Since U.S. Sugar was using the locomotives for shorter hauls, only harvested sugarcane five months of the year, had its own locomotive shop and could economically purchase the old engines second-hand, it continued to run steam locomotives until the mid-1960s. No. 148 was one of the last three steam engines the company used and the last one it sold off, third-hand, in 1969 to a tourist excursion railway in New Jersey.
No. 148 continued to change hands over the ensuing decades until Robert H. Buker, Jr., current president and CEO of U.S. Sugar, set the goal of obtaining one of the company’s legacy steam engines.
“Our CEO is a history buff,” Sanchez said. “He has a love of machinery and of anything historical, so to him it’s fascinating.”
The search eventually led to Monte Vista, Colorado, where No. 148 had been taken for repairs with the intention of operating it, once again, for tourist excursions. However, the 2008 economic downturn stalled the entire tourist railway project and work on the partly disassembled steam engine stopped. U.S. Sugar purchased the legacy locomotive and brought it back to its Clewiston shop for its own locomotive team to restore, using historical diagrams and photos from Bramson. Dobrie said some parts of the project will also require help from engineering consultants who specialize in steam engines.
Dobrie said the restoration could take up to a year and a half. After restoration, Sanchez said U.S. Sugar intends to obtain some period passenger cars and offer excursion rides to draw tourists to Clewiston.

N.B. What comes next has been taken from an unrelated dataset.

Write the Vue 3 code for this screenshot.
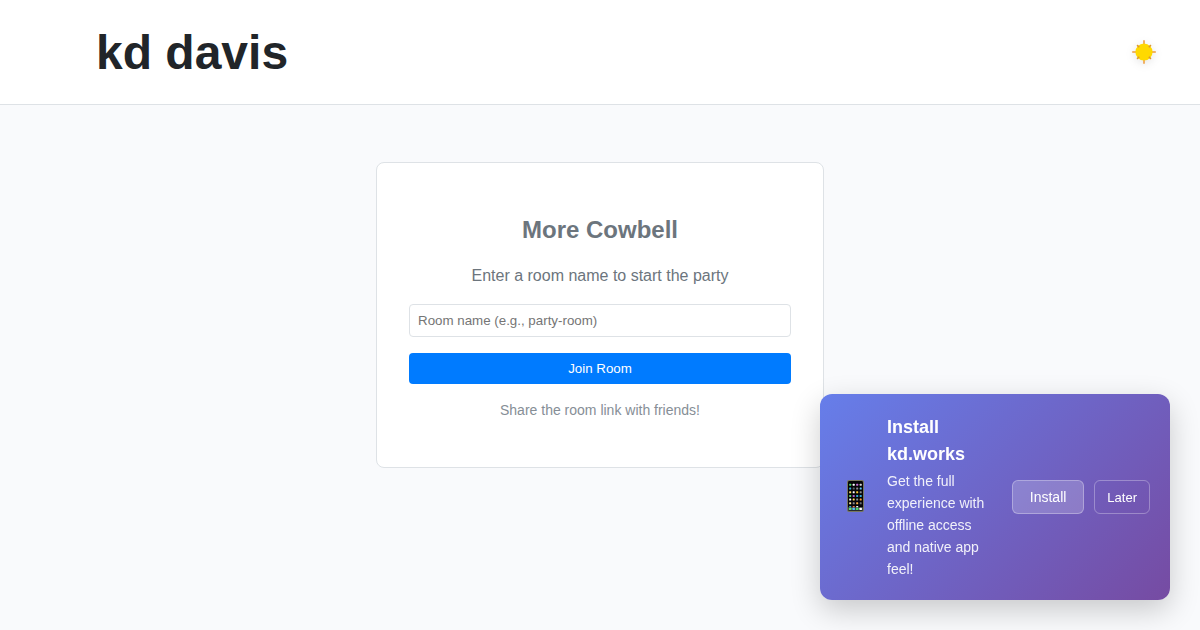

“It’s going to be not only an amazing project, but it’s going to attract marvelous goodwill and bring national attention to United States Sugar,” Bramson said. “Not only do you attract thousands of people out to see the steam engine, but you generate an enormous amount of positive publicity for your company. What they’re doing is for very positive reasons, being most of all a major contribution to the incredible history of United States Sugar, Florida East Coast Railway and the state of Florida itself.”